As a good son of the eighties, the first books I have to mention are, of course, the Choose your own adventure collection published by Timun Mas, which I devoured as a child. But I still have a collection of illustrated stories of great classics of world literature published by Galerías Preciados (yes, I’m old!). I also remember the first time I read The Neverending Story by Michael Ende and the novels of Roal Dahl, perhaps the first person I was (and still am) a big fan of.
What kind of reading do you prefer?
I mostly read novels and I like to alternate between national, Latin American, European and American authors. It depends on the moment, as is always the case with reading. On the other hand, I like to include in my readings from time to time essays on subjects I am passionate about (cinema, music, theatre or literature itself) and I recognise that I also enjoy autobiographical texts if they are well constructed.

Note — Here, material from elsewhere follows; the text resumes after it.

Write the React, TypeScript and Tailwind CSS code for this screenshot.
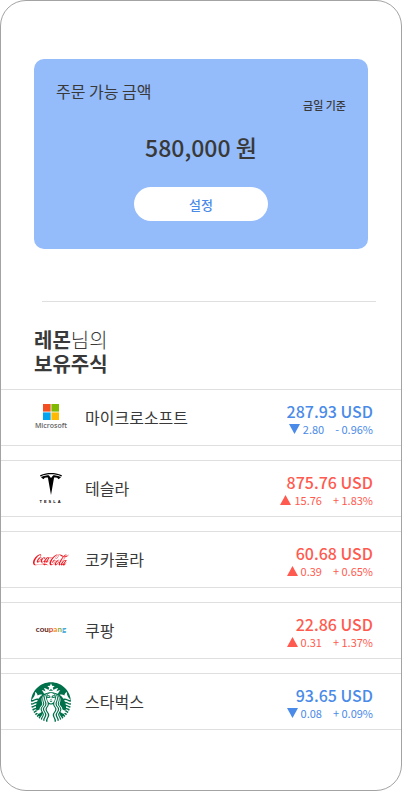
import type { ReactNode } from 'react';
import { SiCocacola, SiStarbucks, SiTesla } from 'react-icons/si';

type Stock = {
  name: string;
  price: string;
  change: string;
  rate: string;
  arrow: 'up' | 'down';
  logo: ReactNode;
};

function MicrosoftLogo() {
  return (
    <div className="flex flex-col items-center">
      <svg viewBox="0 0 16 16" className="size-4" aria-hidden="true">
        <rect width="7.6" height="7.6" fill="#f25022" />
        <rect x="8.4" width="7.6" height="7.6" fill="#7fba00" />
        <rect y="8.4" width="7.6" height="7.6" fill="#00a4ef" />
        <rect x="8.4" y="8.4" width="7.6" height="7.6" fill="#ffb900" />
      </svg>
      <span className="font-['Open_Sans',sans-serif] text-[7px] leading-[11px] font-semibold text-[#666666]">
        Microsoft
      </span>
    </div>
  );
}

function TeslaLogo() {
  return (
    <div className="flex flex-col items-center text-black">
      <SiTesla className="size-[22px]" aria-hidden="true" />
      <span className="mt-1 font-['Liberation_Sans',sans-serif] text-[4px] leading-[6px] font-bold tracking-[2px]">
        TESLA
      </span>
    </div>
  );
}

function CoupangLogo() {
  return (
    <span className="pb-1 font-['Lato',sans-serif] text-[8px] leading-3 font-bold text-[#5a2320]">
      cou<span className="text-[#d9452c]">p</span>
      <span className="text-[#f0901e]">a</span>
      <span className="text-[#8fae3a]">n</span>
      <span className="text-[#35a3d8]">g</span>
    </span>
  );
}

const stocks: Stock[] = [
  { name: '마이크로소프트', price: '287.93', change: '2.80', rate: '- 0.96%', arrow: 'down', logo: <MicrosoftLogo /> },
  { name: '테슬라', price: '875.76', change: '15.76', rate: '+ 1.83%', arrow: 'up', logo: <TeslaLogo /> },
  {
    name: '코카콜라',
    price: '60.68',
    change: '0.39',
    rate: '+ 0.65%',
    arrow: 'up',
    logo: <SiCocacola className="size-9 text-[#ed1c24]" aria-hidden="true" />,
  },
  { name: '쿠팡', price: '22.86', change: '0.31', rate: '+ 1.37%', arrow: 'up', logo: <CoupangLogo /> },
  {
    name: '스타벅스',
    price: '93.65',
    change: '0.08',
    rate: '+ 0.09%',
    arrow: 'down',
    logo: <SiStarbucks className="size-10 text-[#00704a]" aria-hidden="true" />,
  },
];

function StockRow({ stock }: { stock: Stock }) {
  const up = stock.arrow === 'up';
  return (
    <li className="flex h-[57px] items-center border-y border-[#dfdfdf] pr-7 pl-[30px]">
      <div className="flex w-10 shrink-0 justify-center">{stock.logo}</div>
      <span className="ml-[14px] pb-[2px] text-base leading-6">{stock.name}</span>
      <div className={`ml-auto pt-[2px] text-right ${up ? 'text-[#ff5a4f]' : 'text-[#4a8ae8]'}`}>
        <p className="text-base leading-5 font-medium">{stock.price} USD</p>
        <p className="flex items-center justify-end text-[11px] leading-4">
          <svg viewBox="0 0 11 10" className="mr-[3px] h-[10px] w-[11px]" aria-hidden="true">
            <path d={up ? 'M5.5 0 11 10H0Z' : 'M0 0H11L5.5 10Z'} fill="currentColor" />
          </svg>
          {stock.change}
          <span className="ml-[11px]">{stock.rate}</span>
        </p>
      </div>
    </li>
  );
}

export default function App() {
  return (
    <main className="min-h-[791px] rounded-[26px] border border-[#a3a3a3] bg-white pt-[58px] font-['Noto_Sans_CJK_KR',sans-serif] text-[#393939]">
      <section className="mx-[33px] rounded-[10px] bg-[#94bbfa] px-[22px] pt-5 pb-7">
        <div className="flex items-start justify-between">
          <h1 className="text-base leading-6">주문 가능 금액</h1>
          <p className="pt-[18px] text-[11px] leading-4 font-medium">금일 기준</p>
        </div>
        <p className="mt-[18px] text-center text-[23px] leading-8 font-medium">580,000 원</p>
        <button
          type="button"
          className="mx-auto mt-6 block h-[34px] w-[134px] rounded-full bg-white pt-px text-[13px] font-medium text-[#4a8ae8]"
        >
          설정
        </button>
      </section>
      <hr className="mt-[52px] mr-[25px] ml-[41px] border-[#dfdfdf]" />
      <h2 className="mt-[26px] ml-[33px] text-xl leading-6 font-bold">
        레몬<span className="font-light">님의</span>
        <br />
        보유주식
      </h2>
      <ul className="mt-[13px] flex flex-col gap-[14px]">
        {stocks.map((stock) => (
          <StockRow key={stock.name} stock={stock} />
        ))}
      </ul>
    </main>
  );
}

In recent months I have read quite different things and I have especially enjoyed the essay Cómo hemos cambiado (Spain’s transformation through pop culture) by Juan Sanguino (Península), a journalist and pop writer who constructs a very amusing and intelligent text to describe the decade of the nineties in Spain. Those years in which the country (like those of us who were born in the eighties) lost our innocence.
About books written in Spanish… tell us one that has had an impact on you:
I could cite many, of course, and I’m going to stick with the one I’ve liked the most this past year, A corazón abierto, by Elvira Lindo (Seix Barral). It is a novel about memory, time and family (some of my favourite literary themes); a beautiful reconstruction of her parents’ story. It’s one of those books you’d want to stay and live in.
Is there one you haven’t been able to finish reading?
In Spanish? I must say that this has never happened to me. However, curiously, it happened to me with another great book about family: The Corrections, by Jonathan Franzen, but as my colleague Anna said, the reason was that it wasn’t the right book for my personal moment and, in fact, I have yet to pick it up again because I have read a couple of other novels by the author and I loved them.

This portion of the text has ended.